▶ Given exercise
Transcribe every line exactly and omit anything that is a picture.

─── Dataset section ───

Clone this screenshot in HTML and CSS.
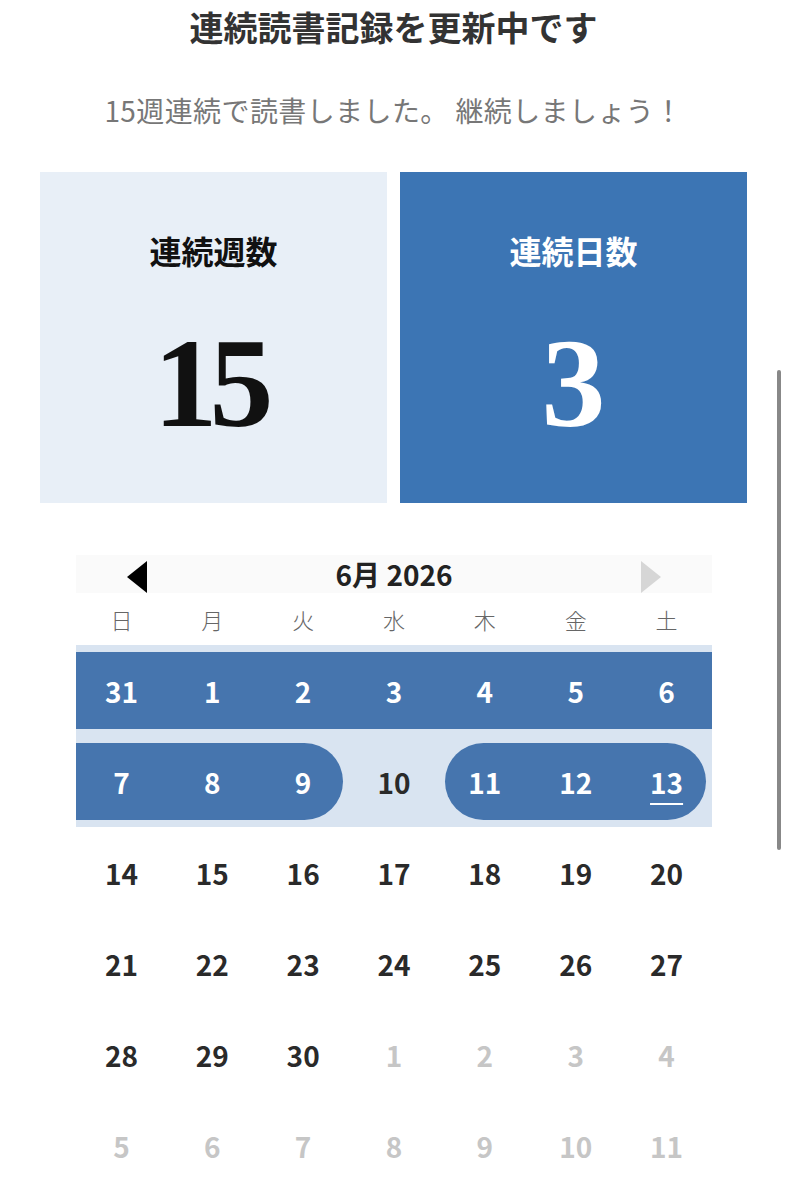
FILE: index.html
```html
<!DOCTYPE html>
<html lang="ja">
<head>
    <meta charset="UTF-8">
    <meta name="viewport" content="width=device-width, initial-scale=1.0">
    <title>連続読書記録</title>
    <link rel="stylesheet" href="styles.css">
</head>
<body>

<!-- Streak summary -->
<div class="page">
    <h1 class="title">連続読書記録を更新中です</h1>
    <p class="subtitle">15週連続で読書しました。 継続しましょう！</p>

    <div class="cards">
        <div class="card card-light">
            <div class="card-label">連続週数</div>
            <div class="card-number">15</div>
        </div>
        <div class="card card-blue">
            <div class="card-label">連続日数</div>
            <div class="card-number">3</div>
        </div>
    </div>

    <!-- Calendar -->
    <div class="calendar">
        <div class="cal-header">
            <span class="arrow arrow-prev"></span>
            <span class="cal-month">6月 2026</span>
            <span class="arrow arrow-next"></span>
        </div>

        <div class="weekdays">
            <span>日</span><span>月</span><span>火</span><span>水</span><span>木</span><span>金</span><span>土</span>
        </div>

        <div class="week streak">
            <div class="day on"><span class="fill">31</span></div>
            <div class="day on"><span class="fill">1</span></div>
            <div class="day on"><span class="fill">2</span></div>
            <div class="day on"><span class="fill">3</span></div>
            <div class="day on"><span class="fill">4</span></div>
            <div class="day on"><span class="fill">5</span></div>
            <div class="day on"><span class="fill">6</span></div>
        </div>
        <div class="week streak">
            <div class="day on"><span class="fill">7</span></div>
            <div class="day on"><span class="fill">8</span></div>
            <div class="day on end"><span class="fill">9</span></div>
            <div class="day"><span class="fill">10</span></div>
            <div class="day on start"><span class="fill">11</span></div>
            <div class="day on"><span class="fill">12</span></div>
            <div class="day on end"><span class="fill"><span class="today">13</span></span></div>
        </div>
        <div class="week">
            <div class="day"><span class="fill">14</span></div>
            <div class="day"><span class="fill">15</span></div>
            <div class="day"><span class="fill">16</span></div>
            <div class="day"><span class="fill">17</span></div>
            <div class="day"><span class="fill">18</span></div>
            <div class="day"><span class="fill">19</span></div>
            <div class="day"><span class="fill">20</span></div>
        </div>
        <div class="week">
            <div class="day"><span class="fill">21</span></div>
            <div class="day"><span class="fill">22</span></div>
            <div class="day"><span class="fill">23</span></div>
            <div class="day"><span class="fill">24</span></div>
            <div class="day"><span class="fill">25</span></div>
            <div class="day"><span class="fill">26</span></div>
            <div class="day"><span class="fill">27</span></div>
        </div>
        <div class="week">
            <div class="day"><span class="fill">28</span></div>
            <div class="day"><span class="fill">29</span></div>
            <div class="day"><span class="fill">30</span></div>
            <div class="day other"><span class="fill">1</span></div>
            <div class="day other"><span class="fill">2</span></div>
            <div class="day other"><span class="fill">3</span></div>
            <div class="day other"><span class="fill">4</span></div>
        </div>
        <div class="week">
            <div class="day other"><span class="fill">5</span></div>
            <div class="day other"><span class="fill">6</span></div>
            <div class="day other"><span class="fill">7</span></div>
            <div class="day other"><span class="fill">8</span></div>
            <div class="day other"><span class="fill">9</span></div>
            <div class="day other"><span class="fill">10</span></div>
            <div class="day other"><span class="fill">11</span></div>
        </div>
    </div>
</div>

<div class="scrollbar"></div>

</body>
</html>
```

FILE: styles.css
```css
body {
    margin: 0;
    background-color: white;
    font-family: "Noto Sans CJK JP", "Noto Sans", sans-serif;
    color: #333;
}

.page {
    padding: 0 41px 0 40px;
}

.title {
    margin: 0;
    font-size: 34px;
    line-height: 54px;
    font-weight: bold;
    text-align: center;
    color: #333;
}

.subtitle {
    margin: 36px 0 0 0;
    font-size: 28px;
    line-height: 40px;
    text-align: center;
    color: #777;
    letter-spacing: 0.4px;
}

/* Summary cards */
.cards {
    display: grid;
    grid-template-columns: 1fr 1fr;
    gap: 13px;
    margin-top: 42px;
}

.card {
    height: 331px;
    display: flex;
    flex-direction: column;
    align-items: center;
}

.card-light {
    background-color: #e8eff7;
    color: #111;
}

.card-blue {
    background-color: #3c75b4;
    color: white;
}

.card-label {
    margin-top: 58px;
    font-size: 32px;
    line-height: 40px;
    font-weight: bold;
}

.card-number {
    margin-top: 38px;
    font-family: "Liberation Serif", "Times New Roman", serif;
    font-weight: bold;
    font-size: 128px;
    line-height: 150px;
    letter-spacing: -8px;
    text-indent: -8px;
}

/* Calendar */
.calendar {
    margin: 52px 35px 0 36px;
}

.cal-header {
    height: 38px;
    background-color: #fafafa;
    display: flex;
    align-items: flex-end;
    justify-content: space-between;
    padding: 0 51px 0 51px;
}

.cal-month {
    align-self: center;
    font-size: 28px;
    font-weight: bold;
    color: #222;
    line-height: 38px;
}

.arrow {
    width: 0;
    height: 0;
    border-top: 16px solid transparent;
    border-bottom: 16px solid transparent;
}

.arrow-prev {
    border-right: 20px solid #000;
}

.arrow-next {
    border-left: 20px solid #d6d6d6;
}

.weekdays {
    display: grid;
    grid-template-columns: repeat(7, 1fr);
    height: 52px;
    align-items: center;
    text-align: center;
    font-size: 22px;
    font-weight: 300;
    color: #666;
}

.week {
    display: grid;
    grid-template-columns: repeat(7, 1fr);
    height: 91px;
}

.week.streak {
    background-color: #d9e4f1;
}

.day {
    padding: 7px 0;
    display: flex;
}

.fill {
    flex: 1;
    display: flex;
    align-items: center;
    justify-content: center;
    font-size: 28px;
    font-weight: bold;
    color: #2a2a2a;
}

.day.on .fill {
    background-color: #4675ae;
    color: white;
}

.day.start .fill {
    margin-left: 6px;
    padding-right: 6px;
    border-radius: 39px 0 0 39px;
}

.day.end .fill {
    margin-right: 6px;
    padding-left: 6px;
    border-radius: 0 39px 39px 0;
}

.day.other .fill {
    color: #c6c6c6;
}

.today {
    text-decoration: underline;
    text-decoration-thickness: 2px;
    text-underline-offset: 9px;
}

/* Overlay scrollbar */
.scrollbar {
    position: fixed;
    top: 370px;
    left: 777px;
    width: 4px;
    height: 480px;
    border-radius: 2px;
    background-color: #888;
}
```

───

▶ Solution below
Clone this screenshot in HTML and CSS.
FILE: index.html
```html
<!DOCTYPE html>
<html lang="ja">
<head>
    <meta charset="UTF-8">
    <meta name="viewport" content="width=device-width, initial-scale=1.0">
    <title>連続読書記録</title>
    <link rel="stylesheet" href="styles.css">
</head>
<body>

<!-- Streak summary -->
<div class="page">
    <h1 class="title">連続読書記録を更新中です</h1>
    <p class="subtitle">15週連続で読書しました。 継続しましょう！</p>

    <div class="cards">
        <div class="card card-light">
            <div class="card-label">連続週数</div>
            <div class="card-number">15</div>
        </div>
        <div class="card card-blue">
            <div class="card-label">連続日数</div>
            <div class="card-number">3</div>
        </div>
    </div>

    <!-- Calendar -->
    <div class="calendar">
        <div class="cal-header">
            <span class="arrow arrow-prev"></span>
            <span class="cal-month">6月 2026</span>
            <span class="arrow arrow-next"></span>
        </div>

        <div class="weekdays">
            <span>日</span><span>月</span><span>火</span><span>水</span><span>木</span><span>金</span><span>土</span>
        </div>

        <div class="week streak">
            <div class="day on"><span class="fill">31</span></div>
            <div class="day on"><span class="fill">1</span></div>
            <div class="day on"><span class="fill">2</span></div>
            <div class="day on"><span class="fill">3</span></div>
            <div class="day on"><span class="fill">4</span></div>
            <div class="day on"><span class="fill">5</span></div>
            <div class="day on"><span class="fill">6</span></div>
        </div>
        <div class="week streak">
            <div class="day on"><span class="fill">7</span></div>
            <div class="day on"><span class="fill">8</span></div>
            <div class="day on end"><span class="fill">9</span></div>
            <div class="day"><span class="fill">10</span></div>
            <div class="day on start"><span class="fill">11</span></div>
            <div class="day on"><span class="fill">12</span></div>
            <div class="day on end"><span class="fill"><span class="today">13</span></span></div>
        </div>
        <div class="week">
            <div class="day"><span class="fill">14</span></div>
            <div class="day"><span class="fill">15</span></div>
            <div class="day"><span class="fill">16</span></div>
            <div class="day"><span class="fill">17</span></div>
            <div class="day"><span class="fill">18</span></div>
            <div class="day"><span class="fill">19</span></div>
            <div class="day"><span class="fill">20</span></div>
        </div>
        <div class="week">
            <div class="day"><span class="fill">21</span></div>
            <div class="day"><span class="fill">22</span></div>
            <div class="day"><span class="fill">23</span></div>
            <div class="day"><span class="fill">24</span></div>
            <div class="day"><span class="fill">25</span></div>
            <div class="day"><span class="fill">26</span></div>
            <div class="day"><span class="fill">27</span></div>
        </div>
        <div class="week">
            <div class="day"><span class="fill">28</span></div>
            <div class="day"><span class="fill">29</span></div>
            <div class="day"><span class="fill">30</span></div>
            <div class="day other"><span class="fill">1</span></div>
            <div class="day other"><span class="fill">2</span></div>
            <div class="day other"><span class="fill">3</span></div>
            <div class="day other"><span class="fill">4</span></div>
        </div>
        <div class="week">
            <div class="day other"><span class="fill">5</span></div>
            <div class="day other"><span class="fill">6</span></div>
            <div class="day other"><span class="fill">7</span></div>
            <div class="day other"><span class="fill">8</span></div>
            <div class="day other"><span class="fill">9</span></div>
            <div class="day other"><span class="fill">10</span></div>
            <div class="day other"><span class="fill">11</span></div>
        </div>
    </div>
</div>

<div class="scrollbar"></div>

</body>
</html>
```

FILE: styles.css
```css
body {
    margin: 0;
    background-color: white;
    font-family: "Noto Sans CJK JP", "Noto Sans", sans-serif;
    color: #333;
}

.page {
    padding: 0 41px 0 40px;
}

.title {
    margin: 0;
    font-size: 34px;
    line-height: 54px;
    font-weight: bold;
    text-align: center;
    color: #333;
}

.subtitle {
    margin: 36px 0 0 0;
    font-size: 28px;
    line-height: 40px;
    text-align: center;
    color: #777;
    letter-spacing: 0.4px;
}

/* Summary cards */
.cards {
    display: grid;
    grid-template-columns: 1fr 1fr;
    gap: 13px;
    margin-top: 42px;
}

.card {
    height: 331px;
    display: flex;
    flex-direction: column;
    align-items: center;
}

.card-light {
    background-color: #e8eff7;
    color: #111;
}

.card-blue {
    background-color: #3c75b4;
    color: white;
}

.card-label {
    margin-top: 58px;
    font-size: 32px;
    line-height: 40px;
    font-weight: bold;
}

.card-number {
    margin-top: 38px;
    font-family: "Liberation Serif", "Times New Roman", serif;
    font-weight: bold;
    font-size: 128px;
    line-height: 150px;
    letter-spacing: -8px;
    text-indent: -8px;
}

/* Calendar */
.calendar {
    margin: 52px 35px 0 36px;
}

.cal-header {
    height: 38px;
    background-color: #fafafa;
    display: flex;
    align-items: flex-end;
    justify-content: space-between;
    padding: 0 51px 0 51px;
}

.cal-month {
    align-self: center;
    font-size: 28px;
    font-weight: bold;
    color: #222;
    line-height: 38px;
}

.arrow {
    width: 0;
    height: 0;
    border-top: 16px solid transparent;
    border-bottom: 16px solid transparent;
}

.arrow-prev {
    border-right: 20px solid #000;
}

.arrow-next {
    border-left: 20px solid #d6d6d6;
}

.weekdays {
    display: grid;
    grid-template-columns: repeat(7, 1fr);
    height: 52px;
    align-items: center;
    text-align: center;
    font-size: 22px;
    font-weight: 300;
    color: #666;
}

.week {
    display: grid;
    grid-template-columns: repeat(7, 1fr);
    height: 91px;
}

.week.streak {
    background-color: #d9e4f1;
}

.day {
    padding: 7px 0;
    display: flex;
}

.fill {
    flex: 1;
    display: flex;
    align-items: center;
    justify-content: center;
    font-size: 28px;
    font-weight: bold;
    color: #2a2a2a;
}

.day.on .fill {
    background-color: #4675ae;
    color: white;
}

.day.start .fill {
    margin-left: 6px;
    padding-right: 6px;
    border-radius: 39px 0 0 39px;
}

.day.end .fill {
    margin-right: 6px;
    padding-left: 6px;
    border-radius: 0 39px 39px 0;
}

.day.other .fill {
    color: #c6c6c6;
}

.today {
    text-decoration: underline;
    text-decoration-thickness: 2px;
    text-underline-offset: 9px;
}

/* Overlay scrollbar */
.scrollbar {
    position: fixed;
    top: 370px;
    left: 777px;
    width: 4px;
    height: 480px;
    border-radius: 2px;
    background-color: #888;
}
```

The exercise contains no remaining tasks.